As Jessica Sier writes for EUAustralia, the Thai government has been wrestling with a slowing global demand for its exports, of which Europe is a leading cause:-

As a key strategy, Thailand is looking for new markets.

Although May figures indicate a rise in Thai exports, the Governor of the Bank of Thailand Prasarn Trairatvorakul says the outlook for industry exports is looking at an eventual decline.

Growth in Thailand is expected to reach 8% for 2012, but industries relying heavily on external trade are looking for new markets to sell to.

While it may be easier to export to highly developed countries, markets such as the Middle East and India are looking more attractive as they continue to exhibit a strong purchasing power. Also developing markets such as South America and Africa have potential to be buyers of Thailand’s goods.

Ministers are holding special meetings; on Tuesday those in the finance portfolios attended a session of the cabinet, to  discuss the fall-out on trade, banking and finance.

It makes it harder, that Thailand’s economy is underpinned by sectors that are trade and labour intensive, including textile production and electronics, now experiencing a definite slow-down in demand from Europe, China and the United States.

The European Union is the second largest destination for Thai products, with Thailand exporting €16-billion ($A19.8-billion;, 30.6.12) worth of goods to the EU annually.

After that cabinet meeting on Tuesday, the Permanent Secretary for Finance, Areepong Bhoocha-oom, was quoted in Bangkok media, saying Cyprus’s request for a possible, eventual bail-out of €10-billion (A$12.37-billion) will not have a great direct impact on Thailand, but the country would need to brace for lower demand.

The government he works for says that long-term plans must be put in place to shift the focus of the national economy from production to services.
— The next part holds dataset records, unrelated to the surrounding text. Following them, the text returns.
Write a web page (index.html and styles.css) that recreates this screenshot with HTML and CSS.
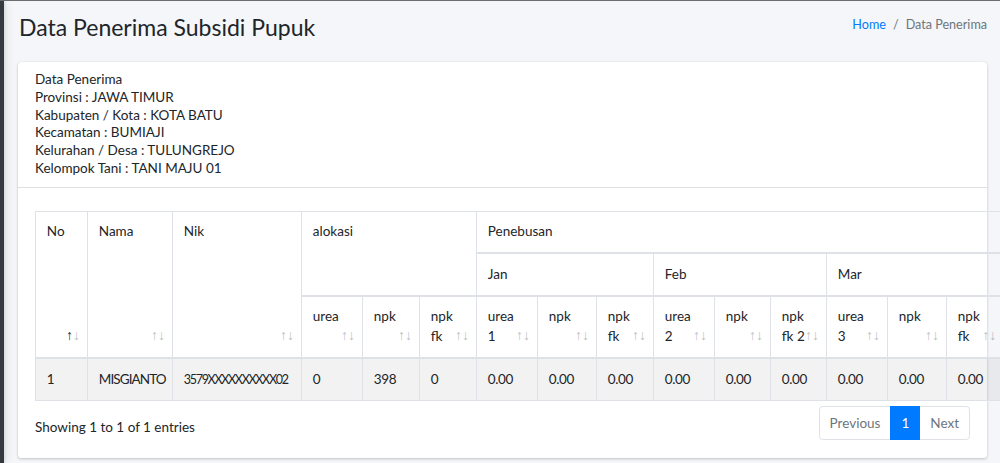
FILE: index.html
```html
<!DOCTYPE html>
<html lang="id">
<head>
<meta charset="utf-8">
<title>Data Penerima Subsidi Pupuk</title>
<link rel="stylesheet" href="styles.css">
</head>
<body>
<div class="topline"></div>
<div class="layout">
  <aside class="sidebar"></aside>
  <main class="content">
    <header class="content-header">
      <h1 class="page-title">Data Penerima Subsidi Pupuk</h1>
      <ol class="breadcrumb">
        <li class="crumb"><a class="crumb-link" href="#">Home</a></li>
        <li class="crumb sep">/</li>
        <li class="crumb active">Data Penerima</li>
      </ol>
    </header>
    <section class="card">
      <div class="card-header">
        Data Penerima<br>
        Provinsi : JAWA TIMUR<br>
        Kabupaten / Kota : KOTA BATU<br>
        Kecamatan : BUMIAJI<br>
        Kelurahan / Desa : TULUNGREJO<br>
        Kelompok Tani : TANI MAJU 01
      </div>
      <div class="card-body">
        <table class="data-table">
          <colgroup>
            <col class="w-no"><col class="w-nama"><col class="w-nik">
            <col class="w61"><col class="w57"><col class="w57">
            <col class="w61"><col class="w59"><col class="w57">
            <col class="w61"><col class="w56"><col class="w56">
            <col class="w61"><col class="w59"><col class="w57">
          </colgroup>
          <thead>
            <tr>
              <th rowspan="3" class="sort asc">No</th>
              <th rowspan="3" class="sort">Nama</th>
              <th rowspan="3" class="sort">Nik</th>
              <th rowspan="2" colspan="3">alokasi</th>
              <th colspan="9">Penebusan</th>
            </tr>
            <tr>
              <th colspan="3">Jan</th>
              <th colspan="3">Feb</th>
              <th colspan="3">Mar</th>
            </tr>
            <tr>
              <th class="sort">urea</th>
              <th class="sort">npk</th>
              <th class="sort">npk fk</th>
              <th class="sort">urea 1</th>
              <th class="sort">npk</th>
              <th class="sort">npk fk</th>
              <th class="sort">urea 2</th>
              <th class="sort">npk</th>
              <th class="sort">npk fk&nbsp;2</th>
              <th class="sort">urea 3</th>
              <th class="sort">npk</th>
              <th class="sort">npk fk</th>
            </tr>
          </thead>
          <tbody>
            <tr class="striped">
              <td>1</td><td class="nama">MISGIANTO</td><td class="nik">3579XXXXXXXXXX02</td>
              <td>0</td><td>398</td><td>0</td>
              <td>0.00</td><td>0.00</td><td>0.00</td>
              <td>0.00</td><td>0.00</td><td>0.00</td>
              <td>0.00</td><td>0.00</td><td>0.00</td>
            </tr>
          </tbody>
        </table>
        <div class="table-footer">
          <div class="info">Showing 1 to 1 of 1 entries</div>
          <ul class="pagination">
            <li class="page disabled first"><a class="page-link" href="#">Previous</a></li>
            <li class="page active"><a class="page-link" href="#">1</a></li>
            <li class="page disabled last"><a class="page-link" href="#">Next</a></li>
          </ul>
        </div>
      </div>
    </section>
  </main>
</div>
</body>
</html>
```
FILE: styles.css
```css
* { box-sizing: border-box; }
html, body {
  margin: 0;
  padding: 0;
  overflow: hidden;
  height: 100%;
}
body {
  background: #f4f6f9;
  font-family: Lato, "Open Sans", sans-serif;
  font-size: 13.5px;
  color: #212529;
}
.topline {
  height: 1px;
  background: #6a6d72;
}
.layout {
  display: flex;
  min-height: 462px;
}
.sidebar {
  width: 4px;
  flex: none;
  background: #343a40;
  box-shadow: 2px 0 10px rgba(0, 0, 0, 0.12), 1px 0 3px rgba(0, 0, 0, 0.1);
  position: relative;
  z-index: 2;
}
.content {
  flex: 1;
  min-width: 0;
  padding: 0 13px 0 14px;
}
.content-header {
  display: flex;
  justify-content: space-between;
  align-items: flex-start;
  padding: 11px 0 19px 1px;
}
.page-title {
  margin: 0;
  font-size: 23px;
  line-height: 31px;
  font-weight: 400;
  color: #212529;
}
.breadcrumb {
  list-style: none;
  margin: 0;
  padding: 0;
  display: flex;
  font-size: 12.6px;
  line-height: 26px;
}
.crumb.sep {
  color: #6c757d;
  padding: 0 7px;
}
.crumb.active { color: #6c757d; }
.crumb-link {
  color: #007bff;
  text-decoration: none;
}
.card {
  background: #fff;
  border-radius: 3.6px;
  box-shadow: 0 0 1px rgba(0, 0, 0, 0.125), 0 1px 3px rgba(0, 0, 0, 0.2);
}
.card-header {
  padding: 9px 17px;
  line-height: 17.8px;
  border-bottom: 1px solid rgba(0, 0, 0, 0.125);
}
.card-body {
  padding: 23px 17px 18px;
}
.data-table {
  border-collapse: collapse;
  table-layout: fixed;
  width: 968px;
  line-height: 19.5px;
}
.w-no { width: 52px; }
.w-nama { width: 85px; }
.w-nik { width: 129px; }
.w61 { width: 61px; }
.w59 { width: 59px; }
.w57 { width: 57px; }
.w56 { width: 56px; }
.data-table th,
.data-table td {
  border: 1px solid #dee2e6;
  padding: 10.5px 10.8px;
  text-align: left;
  vertical-align: top;
}
.data-table td {
  padding: 11px 10.8px;
  letter-spacing: -0.4px;
  white-space: nowrap;
}
.data-table td.nama {
  letter-spacing: -0.9px;
}
.data-table td.nik {
  font-size: 12.5px;
  letter-spacing: -1.3px;
}
.data-table th {
  font-weight: 400;
  border-bottom-width: 2px;
}
.data-table th.sort {
  position: relative;
  padding-right: 27px;
}
.data-table th.sort::before,
.data-table th.sort::after {
  position: absolute;
  bottom: 15px;
  font-family: "Liberation Sans", sans-serif;
  font-size: 14px;
  line-height: 14px;
  opacity: 0.3;
}
.data-table th.sort::before {
  content: "\2191";
  right: 14px;
}
.data-table th.sort::after {
  content: "\2193";
  right: 7px;
}
.data-table th.asc::before { opacity: 1; }
.striped td {
  background: rgba(0, 0, 0, 0.05);
}
.table-footer {
  display: flex;
  justify-content: space-between;
  align-items: flex-start;
  width: 935px;
  padding-top: 5px;
}
.info {
  padding-top: 11px;
  line-height: 20px;
}
.pagination {
  list-style: none;
  margin: 0;
  padding: 0;
  display: flex;
}
.page-link {
  display: block;
  padding: 7px 10px;
  line-height: 18px;
  border: 1px solid #dee2e6;
  margin-left: -1px;
  color: #6c757d;
  background: #fff;
  text-decoration: none;
}
.page.first .page-link {
  margin-left: 0;
  border-radius: 3.6px 0 0 3.6px;
}
.page.last .page-link {
  border-radius: 0 3.6px 3.6px 0;
}
.page.active .page-link {
  background: #007bff;
  border-color: #007bff;
  color: #fff;
  position: relative;
  z-index: 1;
}
```
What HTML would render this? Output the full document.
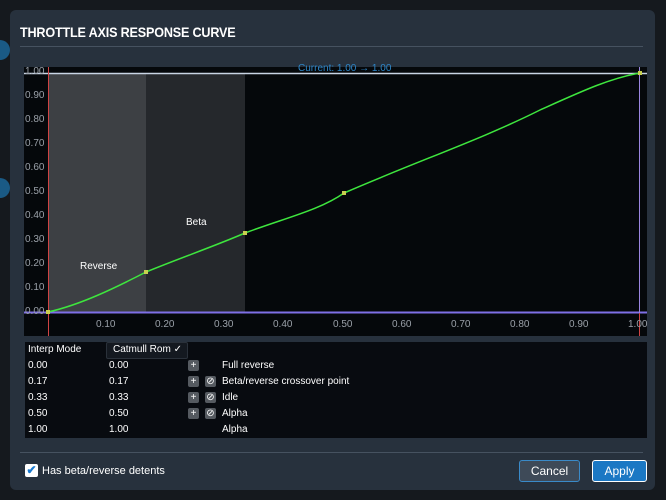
<!DOCTYPE html>
<html><head><style>
body{margin:0;width:666px;height:500px;background:#15191e;overflow:hidden;font-family:"Liberation Sans",sans-serif;position:relative}
.dlg{position:absolute;left:10px;top:10px;width:645px;height:480px;background:#27313d;border-radius:6px}
.t{position:absolute;left:10px;top:14px;color:#fff;font-size:14px;font-weight:bold;letter-spacing:-0.2px;transform:scaleX(0.9);transform-origin:left}
.sep{position:absolute;left:10px;width:498px;height:1px;background:#465260}
.tbl{position:absolute;left:15px;top:332px;width:622px;height:96px;background:#080b10}
.r{position:absolute;color:#fff;font-size:10px}
.btn{position:absolute;height:22px;border-radius:3px;color:#fff;font-size:12px;text-align:center;line-height:20px;box-sizing:border-box}
.ic{position:absolute;width:11px;height:11px;background:#555a60;border-radius:2px;color:#fff;font-size:10px;line-height:11px;text-align:center}
</style></head><body>
<div style="position:absolute;left:0;top:40px;width:10px;height:20px;background:#1a5a85;border-radius:0 10px 10px 0"></div>
<div style="position:absolute;left:0;top:178px;width:10px;height:20px;background:#1a5a85;border-radius:0 10px 10px 0"></div>
<div class="dlg">
<div class="t">THROTTLE AXIS RESPONSE CURVE</div>
<div class="sep" style="top:36px;width:623px"></div>
<div class="sep" style="top:442px;width:623px"></div>
<div class="tbl"></div>
</div>
<svg style="position:absolute;left:0;top:0" width="666" height="500">
<rect x="24" y="67" width="623" height="269" fill="#05080b"/>
<rect x="48" y="73" width="98" height="240" fill="#3d4044"/>
<rect x="146" y="73" width="99" height="240" fill="#25282c"/>
<line x1="24" y1="73.5" x2="647" y2="73.5" stroke="#c8d4e4" stroke-width="1.5"/>
<line x1="24" y1="312.5" x2="647" y2="312.5" stroke="#7e6fe6" stroke-width="2"/>
<line x1="48.5" y1="67" x2="48.5" y2="336" stroke="#d04444" stroke-width="1"/>
<line x1="639.5" y1="67" x2="639.5" y2="313" stroke="#9b86e0" stroke-width="1"/>
<line x1="639.5" y1="313" x2="639.5" y2="336" stroke="#d04444" stroke-width="1"/>
<path d="M48,312 C80,305 115,288 146,272 C180,258 215,246 245,233 C285,218 320,210 344,193 C420,160 480,140 540,110 C580,92 610,78 640,73" fill="none" stroke="#3ee53e" stroke-width="1.5"/>
<g fill="#c8d050"><rect x="46" y="310" width="4" height="4"/><rect x="144" y="270" width="4" height="4"/><rect x="243" y="231" width="4" height="4"/><rect x="342" y="191" width="4" height="4"/><rect x="638" y="71" width="4" height="4"/></g>
<g fill="#9aa0a8" font-size="10" font-family="Liberation Sans">
<text x="25" y="74">1.00</text><text x="25" y="98">0.90</text><text x="25" y="122">0.80</text><text x="25" y="146">0.70</text><text x="25" y="170">0.60</text><text x="25" y="194">0.50</text><text x="25" y="218">0.40</text><text x="25" y="242">0.30</text><text x="25" y="266">0.20</text><text x="25" y="290">0.10</text><text x="25" y="314">0.00</text>
<text x="96" y="327">0.10</text><text x="155" y="327">0.20</text><text x="214" y="327">0.30</text><text x="273" y="327">0.40</text><text x="333" y="327">0.50</text><text x="392" y="327">0.60</text><text x="451" y="327">0.70</text><text x="510" y="327">0.80</text><text x="569" y="327">0.90</text><text x="628" y="327">1.00</text>
</g>
<text x="298" y="71" fill="#2e86c8" font-size="10" font-family="Liberation Sans">Current: 1.00 → 1.00</text>
<text x="80" y="269" fill="#fff" font-size="10" font-family="Liberation Sans">Reverse</text>
<text x="186" y="225" fill="#fff" font-size="10" font-family="Liberation Sans">Beta</text>
</svg>
<div style="position:absolute;left:106px;top:342px;width:80px;height:15px;background:#141920;border:1px solid #2a313a;border-radius:2px"></div>
<div class="r" style="left:28px;top:344px">Interp Mode</div><div class="r" style="left:113px;top:344px">Catmull Rom ✓</div>
<div class="r" style="left:28px;top:360px">0.00</div><div class="r" style="left:109px;top:360px">0.00</div><div class="r" style="left:222px;top:360px">Full reverse</div>
<div class="r" style="left:28px;top:376px">0.17</div><div class="r" style="left:109px;top:376px">0.17</div><div class="r" style="left:222px;top:376px">Beta/reverse crossover point</div>
<div class="r" style="left:28px;top:392px">0.33</div><div class="r" style="left:109px;top:392px">0.33</div><div class="r" style="left:222px;top:392px">Idle</div>
<div class="r" style="left:28px;top:408px">0.50</div><div class="r" style="left:109px;top:408px">0.50</div><div class="r" style="left:222px;top:408px">Alpha</div>
<div class="r" style="left:28px;top:424px">1.00</div><div class="r" style="left:109px;top:424px">1.00</div><div class="r" style="left:222px;top:424px">Alpha</div>
<div class="ic" style="left:188px;top:360px">+</div>
<div class="ic" style="left:188px;top:376px">+</div><div class="ic" style="left:205px;top:376px">⊘</div>
<div class="ic" style="left:188px;top:392px">+</div><div class="ic" style="left:205px;top:392px">⊘</div>
<div class="ic" style="left:188px;top:408px">+</div><div class="ic" style="left:205px;top:408px">⊘</div>
<div style="position:absolute;left:25px;top:464px;width:13px;height:13px;background:#fff;border-radius:2px;color:#1a7ad0;font-size:12px;line-height:13px;text-align:center;font-weight:bold">✔</div>
<div class="r" style="left:42px;top:465px;font-size:11px">Has beta/reverse detents</div>
<div class="btn" style="left:519px;top:460px;width:61px;background:#3e4a58;border:1px solid #3a8ac8">Cancel</div>
<div class="btn" style="left:592px;top:460px;width:55px;background:#1b78c4;border:1px solid #fff">Apply</div>
</body></html>
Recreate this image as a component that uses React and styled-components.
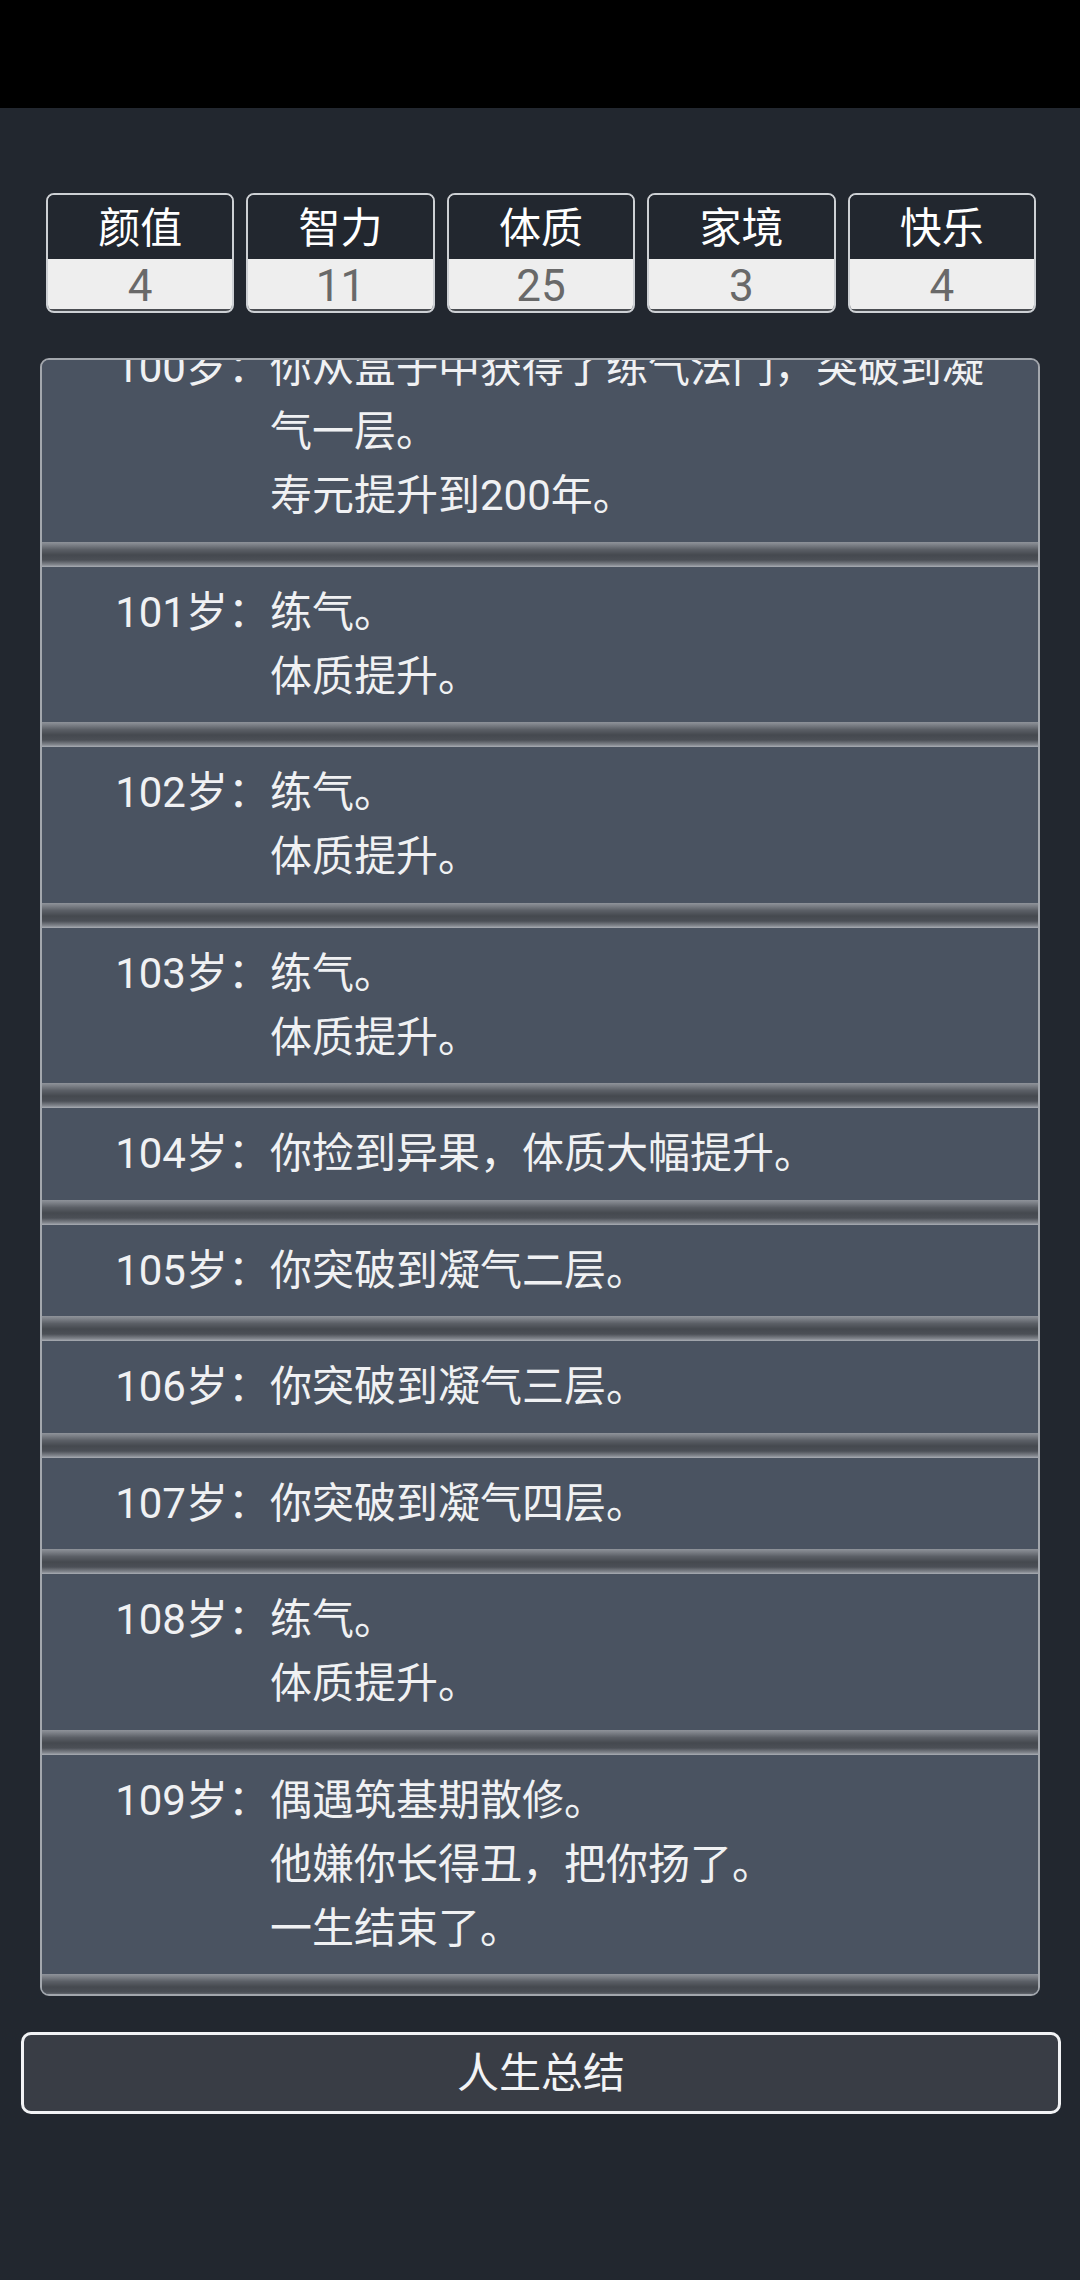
import React from "react";
import styled, { createGlobalStyle } from "styled-components";

const GlobalStyle = createGlobalStyle`
  html, body {
    margin: 0;
    padding: 0;
    background: #22272f;
  }
  * { box-sizing: border-box; }
`;

const Screen = styled.div`
  width: 1080px;
  min-height: 2280px;
  background: #22272f;
  font-family: Roboto, "Noto Sans CJK SC", sans-serif;
  color: #f0f1f3;
  display: flex;
  flex-direction: column;
`;

const StatusBar = styled.div`
  height: 108px;
  background: #000;
  flex-shrink: 0;
`;

const StatsRow = styled.ul`
  list-style: none;
  margin: 85px 0 0;
  padding: 0 44px 0 46px;
  display: grid;
  grid-template-columns: repeat(5, 1fr);
  gap: 12px;
`;

const StatCard = styled.li`
  border: 2px solid #cdd0d4;
  border-radius: 8px;
  overflow: hidden;
  display: flex;
  flex-direction: column;
`;

const StatLabel = styled.div`
  height: 64px;
  padding-top: 4px;
  line-height: 60px;
  text-align: center;
  font-size: 42px;
  color: #ffffff;
  background: #22272f;
`;

const StatValue = styled.div`
  height: 52px;
  padding-top: 2px;
  line-height: 50px;
  text-align: center;
  font-size: 44px;
  color: #696969;
  background: #eeeeee;
  border-bottom: 2px solid #4a4d52;
`;

const Panel = styled.div`
  margin: 45px 40px 0;
  height: 1638px;
  border: 2px solid #a3a7ad;
  border-radius: 9px;
  background: #4a5361;
  overflow: hidden;
`;

const Trajectory = styled.ul`
  list-style: none;
  margin: -38px 0 0;
  padding: 0;
`;

const Entry = styled.li`
  background: #4a5361;
  &::after {
    content: "";
    display: block;
    height: 25px;
    background: linear-gradient(
      to bottom,
      #8f939a 0%,
      #7b7f86 12%,
      #5b5f66 30%,
      #45494f 52%,
      #4b4f56 72%,
      #7f838a 90%,
      #a9adb4 100%
    );
  }
`;

const EntryBody = styled.div`
  display: flex;
  align-items: flex-start;
  padding: 14px 30px 13.5px 0;
  font-size: 42px;
  line-height: 64px;
`;

const Age = styled.span`
  flex-shrink: 0;
  width: 228px;
  text-align: right;
  white-space: nowrap;
`;

const Content = styled.div`
  flex: 1;
  min-width: 0;
`;

const Line = styled.div``;

const SummaryButton = styled.button`
  margin: 36px 19px 0 21px;
  height: 82px;
  border: 3px solid #f2f3f5;
  border-radius: 10px;
  background: #393d45;
  color: #f2f3f5;
  font-family: Roboto, "Noto Sans CJK SC", sans-serif;
  font-size: 42px;
  line-height: 1;
  padding: 2px 0 0;
  cursor: pointer;
`;

const stats = [
  { label: "颜值", value: 4 },
  { label: "智力", value: 11 },
  { label: "体质", value: 25 },
  { label: "家境", value: 3 },
  { label: "快乐", value: 4 },
];

const events = [
  { age: 100, lines: ["你从盒子中获得了练气法门，突破到凝气一层。", "寿元提升到200年。"] },
  { age: 101, lines: ["练气。", "体质提升。"] },
  { age: 102, lines: ["练气。", "体质提升。"] },
  { age: 103, lines: ["练气。", "体质提升。"] },
  { age: 104, lines: ["你捡到异果，体质大幅提升。"] },
  { age: 105, lines: ["你突破到凝气二层。"] },
  { age: 106, lines: ["你突破到凝气三层。"] },
  { age: 107, lines: ["你突破到凝气四层。"] },
  { age: 108, lines: ["练气。", "体质提升。"] },
  { age: 109, lines: ["偶遇筑基期散修。", "他嫌你长得丑，把你扬了。", "一生结束了。"] },
];

export default function App() {
  return (
    <>
      <GlobalStyle />
      <Screen>
        <StatusBar />
        <StatsRow>
          {stats.map((s) => (
            <StatCard key={s.label}>
              <StatLabel>{s.label}</StatLabel>
              <StatValue>{s.value}</StatValue>
            </StatCard>
          ))}
        </StatsRow>
        <Panel>
          <Trajectory>
            {events.map((e) => (
              <Entry key={e.age}>
                <EntryBody>
                  <Age>{e.age}岁：</Age>
                  <Content>
                    {e.lines.map((l, i) => (
                      <Line key={i}>{l}</Line>
                    ))}
                  </Content>
                </EntryBody>
              </Entry>
            ))}
          </Trajectory>
        </Panel>
        <SummaryButton>人生总结</SummaryButton>
      </Screen>
    </>
  );
}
It has also embarked on a program to mandate a new minimum wage of 300-baht a day (A$10), small by Western standards but very popular in country areas, where pay can be as low as 200-baht.

This goal is a sign of Thailand’s recent rise to middle-income status in its region; and that can be a trap.

Its prices are trending upwards, placing pressure on its competitiveness, especially with the speedy development of countries like Vietnam which have cheaper labour and can be turning out higher quality goods.